Yes, flour first, then egg. It sounds backwards, but it creates a nice, think batter.
Bake at 350 for 25 to 45 minutes is the way we go, until the sauce and cheese are bubbly. Do let it rest before cutting
Classic eggplant parmesan, in my experience, has always been made with slices breaded with egg, flour and crumbs and fried before layering. I, personally, prefer to brush salted and drained eggplant slices lightly with olive oil and broil before assembling. The bread crumbs do tend to absorb some of the liquid so makes for a more solid presentation (will cut into pieces better without collapsing) and you can add seasonings to the crumbs too - which is something to consider.
Cheesewise, I think I'd go with regular mozzarella, not the fresh, water packed kind. The flavours in the dish are so strong they'll overpower a delicate cheese.
Cooks Illustrated's recipe is the best I've found--my only change would be to spray the breaded slices with olive oil, then bake them on a pizza screen. It doesn't require layering--more like "leaning"--so the bottom doesn't get soggy.
I use ricotta, part-skim mozzarella, and parmesan.
You must soak the eggplant slices in cold water for about 4 hours and drain the brown liquid. This makes it taste like you got your eggplant at the local farmer's market!
Then blot dry dip pieces in egg, and seasoned breadcrumbs. Bake in olive oil greased cookie sheet at 450F until crisp on both sides (flip in between) Whole milk mozz, (fresh = tasteless and rubbery once cooked).
Layer a thicker tomato paste and seasoning with eggplant and cheese....Then top it off with a light marinara (add to smother all eggplant slices, otherwise it's too dry and it won't freeze well if you plan to store it), grated pec. romano and parmesan for a crunchy topping.
I like the simple way. I just peel the eggplant, slice about 1/2" thick, dip in seasoned flour-egg-seasoned breadcrumbs. Place on baking sheet in freezer to let coating set (about 15 minutes, or freeze for future use in plastic bags after frozen on sheet).
Spray each piece with cooking spray on both sides and bake at 425F for 20-25 mins until medium brown and crispy. I then layer the crunchy eggplant (sauce, eggplant, sauce, cheese, eggplant, sauce, cheese, eggplant, sauce, cheese) making sure not to get sauce over all of the eggplant so that some parts stay crispy.
This makes a tower of eggplant and is very impressive looking, in addition to being great tasting! I love making a big batch and freezing it. I just whip it out of the freezer when I need it, bake and enjoy.
I wouldn't use real mozz. Too liquidy.
I agree about salting the eggplant first.

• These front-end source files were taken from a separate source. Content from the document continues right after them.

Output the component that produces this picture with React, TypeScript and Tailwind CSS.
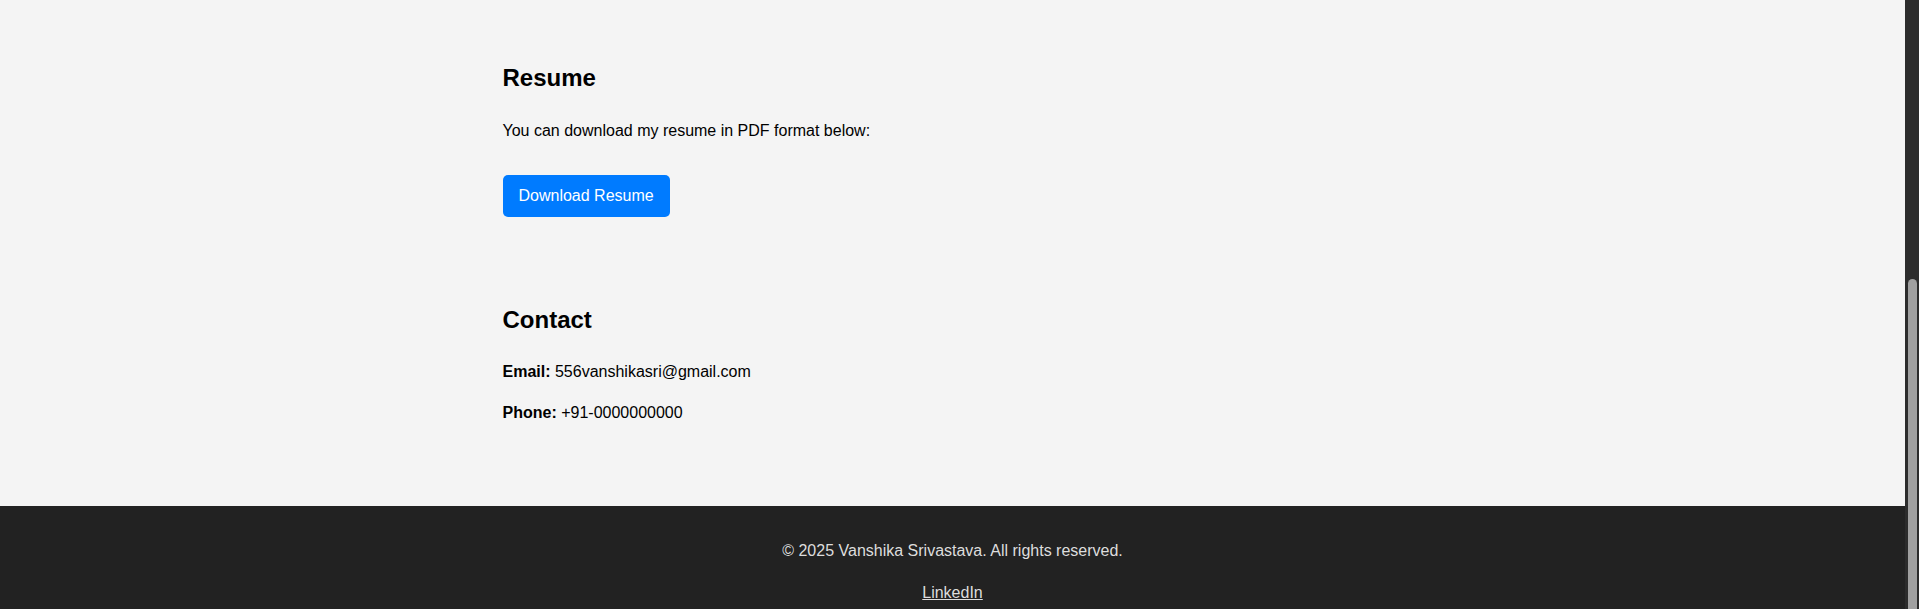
export default function App() {
	return (
		<div className="flex h-[609px] w-full overflow-hidden bg-[#f4f4f4] font-['Liberation_Sans',Arial,sans-serif] text-black">
			<div className="flex min-w-0 flex-1 flex-col">
				{/* Main sections */}
				<main className="flex-1">
					<div className="mx-auto w-[900px] pt-[64px]">
						<section>
							<h2 className="text-[24px] font-bold leading-[28px]">Resume</h2>
							<p className="mt-[29.5px] text-[16px] leading-[18px]">
								You can download my resume in PDF format below:
							</p>
							<button
								type="button"
								className="mt-[35.5px] rounded-[5px] bg-[#007bff] px-4 py-3 text-[16px] leading-[18px] text-white"
							>
								Download Resume
							</button>
						</section>

						<section className="mt-[88.5px]">
							<h2 className="text-[24px] font-bold leading-[28px]">Contact</h2>
							<p className="mt-[29px] text-[16px] leading-[18px]">
								<strong>Email:</strong> 556vanshikasri@gmail.com
							</p>
							<p className="mt-[23px] text-[16px] leading-[18px]">
								<strong>Phone:</strong> +91-0000000000
							</p>
						</section>
					</div>
				</main>

				{/* Footer */}
				<footer className="h-[103px] shrink-0 bg-[#222222] pt-[35.5px] text-center text-[16px] leading-[18px] text-[#dddddd]">
					<p>© 2025 Vanshika Srivastava. All rights reserved.</p>
					<p className="mt-[24px]">
						<a href="#" className="text-[#dddddd] underline">
							LinkedIn
						</a>
					</p>
				</footer>
			</div>

			{/* Scrollbar */}
			<div className="flex w-[14px] shrink-0 flex-col bg-[#2c2c2c] pl-[3px] pr-[2px] pt-[279px]">
				<div className="flex-1 rounded-t-[5px] bg-[#a0a0a0]" />
			</div>
		</div>
	);
}
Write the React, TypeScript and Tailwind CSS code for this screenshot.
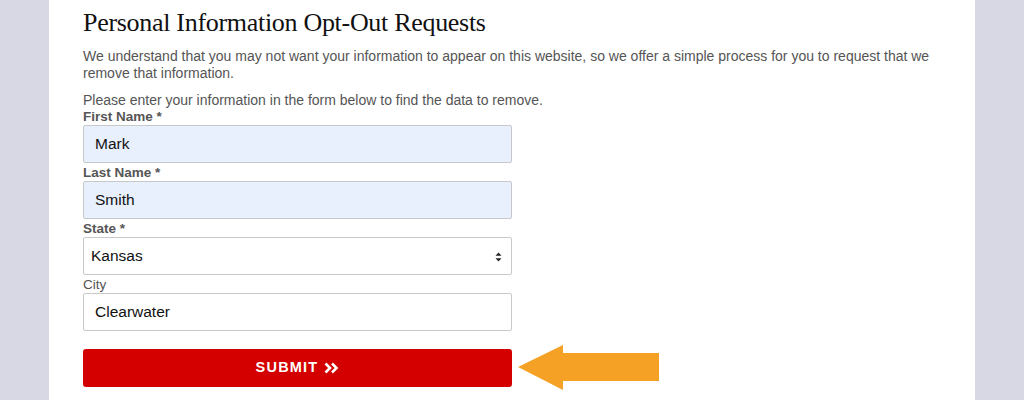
import React from 'react';

const labelCls = "block text-[13.5px] leading-[16px] font-bold text-[#555]";

const Field: React.FC<{ label: string; value: string; autofill?: boolean; bold?: boolean }> = ({ label, value, autofill, bold = true }) => (
  <div>
    <label className={bold ? labelCls : "block text-[13.5px] leading-[16px] text-[#555]"}>{label}</label>
    <input
      readOnly
      value={value}
      className={`block w-full h-[38px] border border-[#c8c8c8] rounded-[2px] px-[11px] text-[15.5px] text-[#111] outline-none ${autofill ? 'bg-[#e8f0fe]' : 'bg-white'}`}
    />
  </div>
);

export default function App() {
  return (
    <div className="w-full h-[400px] bg-[#d8d8e5] flex justify-center overflow-hidden" style={{ fontFamily: '"Liberation Sans", Arial, sans-serif' }}>
      <div className="w-[926px] h-full bg-white pl-[34px] pr-[34px]">
        <h1 className="text-[26px] leading-[32px] pt-[7px] tracking-[-0.3px] text-[#111]" style={{ fontFamily: '"Liberation Serif", "Times New Roman", serif' }}>
          Personal Information Opt-Out Requests
        </h1>
        <p className="mt-[9px] text-[14px] leading-[17px] text-[#555]">
          We understand that you may not want your information to appear on this website, so we offer a simple process for you to request that we remove that information.
        </p>
        <p className="mt-[10px] text-[14px] leading-[17px] text-[#555]">
          Please enter your information in the form below to find the data to remove.
        </p>

        <div className="w-[429px] flex flex-col gap-[2px]">
          <Field label="First Name *" value="Mark" autofill />
          <Field label="Last Name *" value="Smith" autofill />
          <div>
            <label className={labelCls}>State *</label>
            <div className="relative h-[38px] border border-[#c8c8c8] rounded-[2px] bg-white flex items-center pl-[7px] text-[15.5px] text-[#111]">
              Kansas
              <svg className="absolute right-[9px] top-[14px]" width="7" height="10" viewBox="0 0 7 10">
                <path d="M3.5 0.5 L6.5 3.8 H0.5 Z" fill="#222" />
                <path d="M3.5 9.5 L6.5 6.2 H0.5 Z" fill="#222" />
              </svg>
            </div>
          </div>
          <Field label="City" value="Clearwater" bold={false} />
        </div>

        <div className="relative w-[429px] mt-[18px]">
          <button className="w-full h-[38px] bg-[#d40000] rounded-[3px] text-white text-[14.5px] font-bold tracking-[1.2px] flex items-center justify-center gap-[6px]">
            SUBMIT
            <svg width="15" height="12" viewBox="0 0 15 12">
              <path d="M1.5 1.5 L6 6 L1.5 10.5 M8 1.5 L12.5 6 L8 10.5" fill="none" stroke="#fff" strokeWidth="2.6" />
            </svg>
          </button>
          <svg className="absolute left-[435px] -top-[4px]" width="142" height="46" viewBox="0 0 142 46">
            <path d="M0 22 L45 0 L45 8 L141 8 L141 36 L45 36 L45 45 Z" fill="#f5a125" />
          </svg>
        </div>
      </div>
    </div>
  );
}
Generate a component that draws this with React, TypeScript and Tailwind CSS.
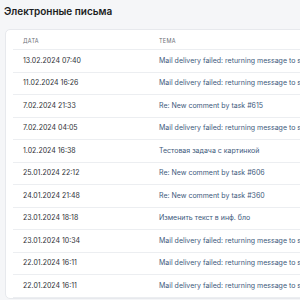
const rows = [
  { date: '13.02.2024 07:40', subject: 'Mail delivery failed: returning message to sender' },
  { date: '11.02.2024 16:26', subject: 'Mail delivery failed: returning message to sender' },
  { date: '7.02.2024 21:33', subject: 'Re: New comment by task #615' },
  { date: '7.02.2024 04:05', subject: 'Mail delivery failed: returning message to sender' },
  { date: '1.02.2024 16:38', subject: 'Тестовая задача с картинкой' },
  { date: '25.01.2024 22:12', subject: 'Re: New comment by task #606' },
  { date: '24.01.2024 21:48', subject: 'Re: New comment by task #360' },
  { date: '23.01.2024 18:18', subject: 'Изменить текст в инф. бло' },
  { date: '23.01.2024 10:34', subject: 'Mail delivery failed: returning message to sender' },
  { date: '22.01.2024 16:11', subject: 'Mail delivery failed: returning message to sender' },
  { date: '22.01.2024 16:11', subject: 'Mail delivery failed: returning message to sender' },
];

export default function App() {
  return (
    <div className="h-[300px] w-[300px] overflow-hidden bg-[#f5f6f8] font-['Inter',sans-serif]">
      <h1 className="pl-[4px] pt-[1px] text-[10px] leading-[20px] font-semibold text-[#1b1d21]">
        Электронные письма
      </h1>
      <div className="ml-[5px] mt-[8px] w-[320px] rounded-[5px] border border-[#e7e9ed] bg-white px-[7px] pt-[4px]">
        <div className="flex h-[16px] items-center border-b border-[#eceef1] text-[5.5px] tracking-[0.3px] uppercase text-[#6b6f76]">
          <div className="w-[146px] shrink-0 pl-[10px]">Дата</div>
          <div>Тема</div>
        </div>
        {rows.map((r, i) => (
          <div
            key={i}
            className="flex h-[22.5px] items-center border-b border-[#eceef1] whitespace-nowrap"
          >
            <div className="w-[146px] shrink-0 pl-[10px] text-[7px] text-[#2e3136]">{r.date}</div>
            <div className="text-[7px] text-[#40597c]">{r.subject}</div>
          </div>
        ))}
      </div>
    </div>
  );
}
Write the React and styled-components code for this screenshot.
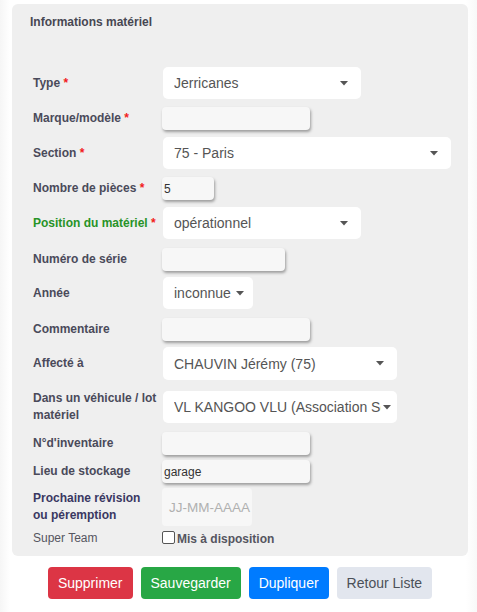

Let it drain for an hour or so and then blot as dry as possible. Brush with a bit of olive oil,flour,egg,then panco crumbs. I then let this sit in frig or on counter for at least 1 hour and the crumbs really set, won't fall off and get nice and crispy. I then brown in a bit of olive oil and finish baking in oven. I do NOT put sauce on in oven. When they are almost done, put on reg. moz. and finish in oven until cheese is melted. I put my warm sauce on table when I serve this and let everyone put on as much sauce as they like. I don't get baking with sauce, since I've worked so hard to get a nice crunchy egg plant, why put sauce on and get it soggy? Hope this is a little helpful and happy eating!